To work with polynomials we have to work over a finite field, as otherwise the coefficients and evaluations could become arbitrarily large. Luckily, there are fields of any size $2^m$ available (the so-called binary fields or Galois fields over $\mathbb{F}_2$ ), so that we don’t have to work over some prime field $\mathbb{F}_p$ (though we may have to do that for other reasons in certain schemes).

Let’s say that we have $n$ chunks of data $d_0, \ldots, d_{n-1}$ which we want to erasure code. In order to do this with a Reed-Solomon code, we will interpolate a polynomial $\displaystyle f(x) = \sum_{i=0}^{n-1}a_i x^i$ of degree $d=n-1$ that evaluates to $d_0$ at $0$ , i.e. $f(0)=d_0$ , $f(1)=d_1$ , and so on. We know such a polynomial exists, and in fact the Lagrange interpolation polynomials give us an explicit way to construct it (there are more efficient ways, though).

We now “extend” the data by evaluating the polynomial at some more points – for example $n$ more points if we want to set the rate $q=0.5$ . Thus $d_n = f(n), d_{n+1} = f(n+1), \ldots, d_{2n-1} = f(2n-1)$ . We thus have the property that any $n$ points will be sufficient to reconstruct the polynomial – and if we have the polynomial $f(x)$ , we can also easily get our original data by just evaluating it at $0, \ldots, n-1$ .

That’s all! Reed-Solomon codes are nothing more than some polynomial interpolation. This would in fact be the end of the story for data availability, as they are optimal in terms of coding efficiency – except for one small problem: There is another way in which fraud can happen, which is producing an incorrect encoding. And for Reed-Solomon codes, in order to prove that an encoding is incorrect, you have to provide $n$ chunks of data, sufficient to interpolate a polynomial through $n-1$ of them and showing that the last one is not on this polynomial. That’s why we’re currently doing lots of research on finding ways to either avoid having to do those incorrect encoding proofs or making them as small as possible.

Application to sharding

Note (2023): The description of Ethereum 2.0 in this section is now outdated. There is no such thing as Ethereum 2.0 anymore (all research streams are now becoming gradual upgrades to the original Ethereum) and currently execution sharding is not part of the Ethereum roadmap

Data availability checks are important for many different blockchain scaling solutions, because they allow to provide security to nodes even if they are unable to check all or even download all the data. Since this is a fundamental bottleneck of blockchains (full nodes having to download all data), that’s an important requirement for scaling.

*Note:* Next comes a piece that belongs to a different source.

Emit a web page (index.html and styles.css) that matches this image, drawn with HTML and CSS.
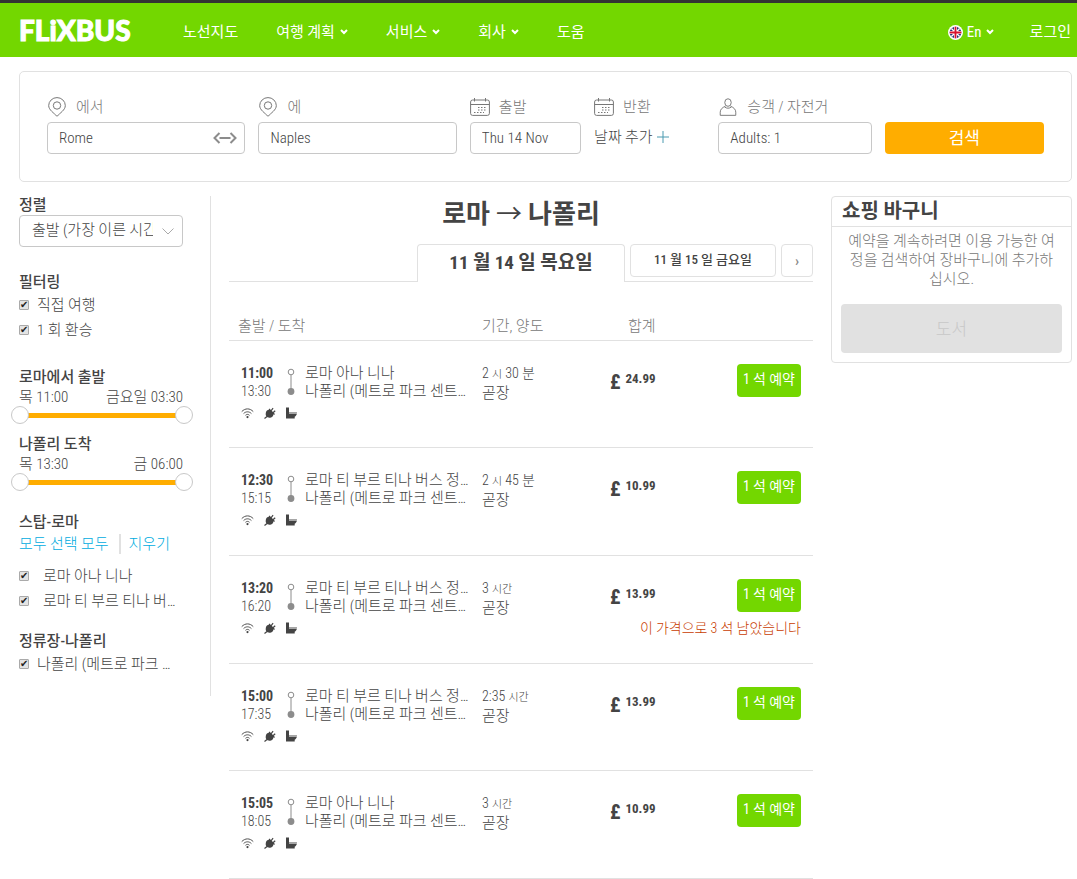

For example, in Ethereum 2.0, validators will only fully validate the beacon chain, and the shards will be validated by committees. The point of this construction is to relieve the validators from having to validate everything. However, this means that validators are actually light clients on most shards (except for the ones they are doing active work on). Thus, data availability checks are needed. In this case, the Ethereum 2.0 validators are actually “full nodes” and light clients at the same time. The kind of nodes that really download all shards and check them are called supernodes – these are likely only run by organizations or people staking so much that they would validate on all shards. And we definitely don’t want to just trust that this small minority has to be honest in order to run Ethereum 2.0.

Hence, it is absolutely essential to have data availability checks and fraud proofs so that normal people can run validators.